Optimising processes on a production line offers a number of benefits. It helps to combat rising energy costs by getting it right the first time, every time.
While it does also replace the need for humans doing jobs that can be automated along a production line, many sectors, including manufacturing, face a shortage of workers so the fear of AI leading to mass job losses isn’t so much of an issue for now.
By taking employees away from simple tasks on a production line, it frees up their time to focus on higher-value activities which make use of their natural advantages over machines.
Vision inspection systems have been widely adopted in the manufacturing industry already to perform simple pass/fail quality inspections, for example, if a product is clearly broken or damaged. Humans were traditionally still needed to perform more subjective quality control tasks - think the amount of toppings on a pizza or checking for small scratches on a phone screen.
However, increasingly manufacturers are using machine vision and deep learning to fully automate quality control processes.
These systems use cameras to check almost any aspect of products at high speed, feed this information back into the machines and automatically adjust the parameters to ensure accuracy and consistency.
This means that products can be produced without the variation that is inevitable whenever a human’s subjective judgement is relied upon and inspections can be carried out much faster and more reliably.
Unexpected downtime in a factory can be catastrophic, not to mention expensive. It risks orders not being fulfilled and every minute that machinery is down is a waste of employee time.
To negate this risk, AI algorithms can be used to analyse machine performance and predict potential issues before they arise.

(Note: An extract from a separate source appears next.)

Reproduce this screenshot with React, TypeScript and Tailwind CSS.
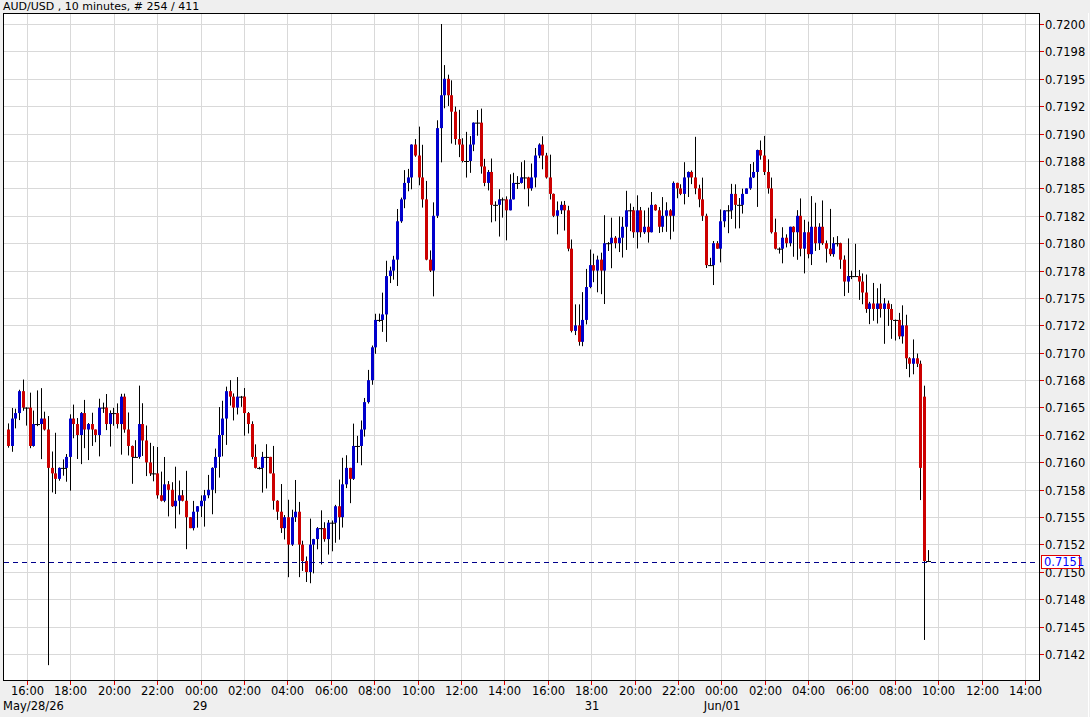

This data can then be used to schedule maintenance and therefore minimise disruptions.
Another benefit of AI and automation in manufacturing that is perhaps not talked about as much is improved employee safety.
Manufacturers can use automated hazard recognition to eliminate issues before they arise, and, in settings where there is a serious fire risk such as EV production lines, automated thermal battery checks can be implemented.
Previously, a human would need to go into these, potentially hazardous, environments to perform manual checks. Now, humans can be kept out of harm’s way as thermal cameras are capable of doing the job with no risk to human life.
At Duncan & Toplis, we have worked with a wide range of manufacturing and engineering clients for many years and we’ve helped many businesses to optimise and enhance their operations with the aid of machinery and AI. Our specialist team has first-hand experience in the industry and understands the current issues faced by businesses within the manufacturing and engineering sector. Contact us to find out more.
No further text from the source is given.